Gleason Park is one sign that a new attitude, like a sheriff with a tin star, has come to Stockton.

As the Central Valley grows away from agriculture into the state's next big population center, many farm towns are losing some of their rough edges. Stockton, a long-disparaged but once-vibrant city, is at the vanguard of the transformation.

Working-class Stockton (population 279,000) has California's highest crime rate and a long way to go. But if it once exemplified how a city could be overwhelmed by crack and gangs, defeatism and grime, it is now a case study in how small victories over blight, decay and criminality can refurbish a municipal image.

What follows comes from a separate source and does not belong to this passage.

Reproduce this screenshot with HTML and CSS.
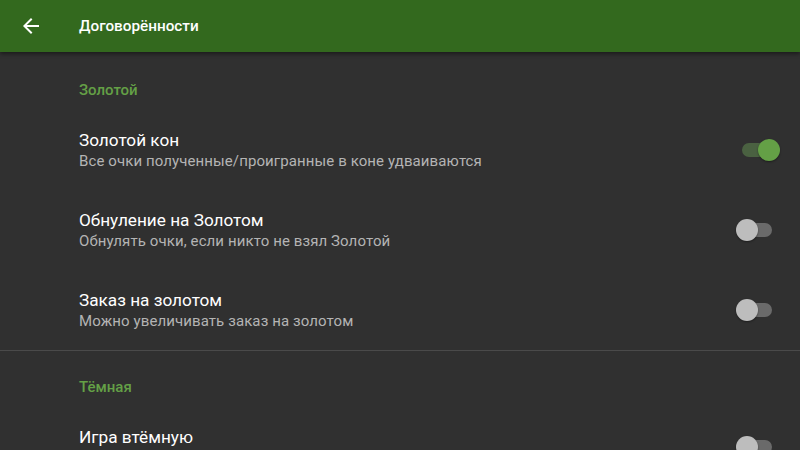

The city applied the "broken windows" theory, championed by Los Angeles Police Chief William J. Bratton first in New York and then in L.A.: Clean up the minor blight -- broken windows, abandoned cars, graffiti-scarred walls -- and more serious issues of crime and decay will start to fade.

Stockton's homicides have dropped from 62 in 1990 to 41 last year, though the city grew by 70,000 residents. The overall crime rate dropped about 25%.

But most important, residents say, the feel of the city has swung from limp pessimism to the aggressive confidence of the city's early days.

Stockton has bet $126 million of taxpayer money on what officials believe is California's largest redevelopment project: a 5,000-seat baseball stadium and a 10,000-seat hockey, soccer and concert arena along the long-neglected delta waterfront. A Sheraton hotel and condominiums are under construction.

"It's absolutely amazing that Stockton is moving forward given the social challenges arrayed against it," said Robert Benedetti, a political science professor at the University of the Pacific in Stockton who has spent years studying the town and teaches a class on its politics.